Plaintiff’s second argument is that “the ALJ failed to consider Listing 12.02 regarding [his]
neurocognitive impairment.” (Docket # 15, p. 2). The argument is based on a version of the Listing that
did not exist at the time of the ALJ’s decision in March 2016. Effective August 22, 2017, Listing 12.02
changed from “organic mental disorder” to “neurocognitive disorder.” The Listing in effect at that time
of the ALJ’s decision applies. See Revised Medical Criteria for Evaluating Mental Disorders, 81 Fed.
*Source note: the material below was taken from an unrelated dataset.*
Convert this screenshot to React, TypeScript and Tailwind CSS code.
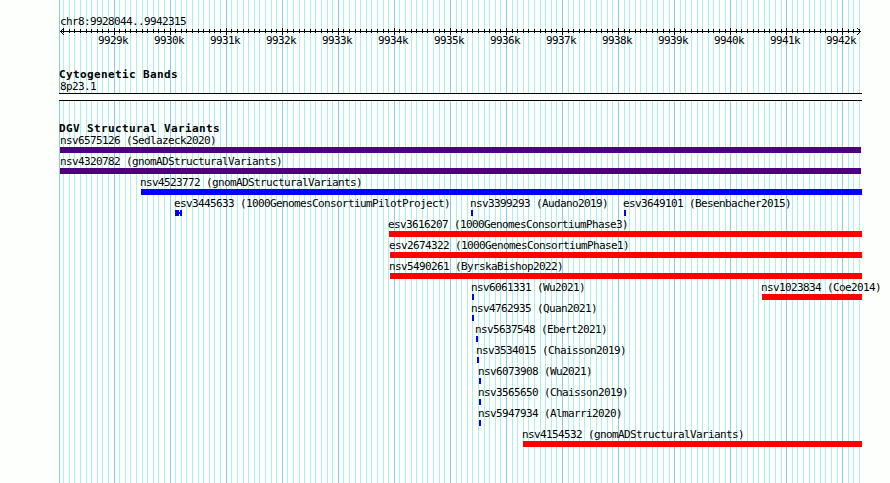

Reg.
66138‐01, 2016 WL 5341732 n.1 (Sep. 26, 2016) (“[w]e expect that Federal courts will review our final
decisions using the rules that were in effect at the time we issued the decisions”).
In May 2010, Jeanne Bennett, Psy.D., conducted IQ testing, which indicated that Plaintiff has
borderline intellectual functioning. (AR, p. 677). Dr. Bennett estimated Plaintiff’s IQ before military
service as average and attributed his cognitive decline to “extreme psychological discomfort.” (Id.). Dr.
Bennett opined that “[g]iven that [Plaintiff] suffered no loss of consciousness or disruption in his work at
the time of his blast injuries, it is unlikely that these results represent loss related to those episodes.”
(Id.). In other words, Plaintiff’s cognitive decline is likely not organic. The ALJ found that there is “no
evidence to support [Plaintiff’s] claim of a traumatic brain injury” (AR, p. 15). The ALJ properly found
neither a neurocognitive nor an organic mental disorder of Listing‐level severity.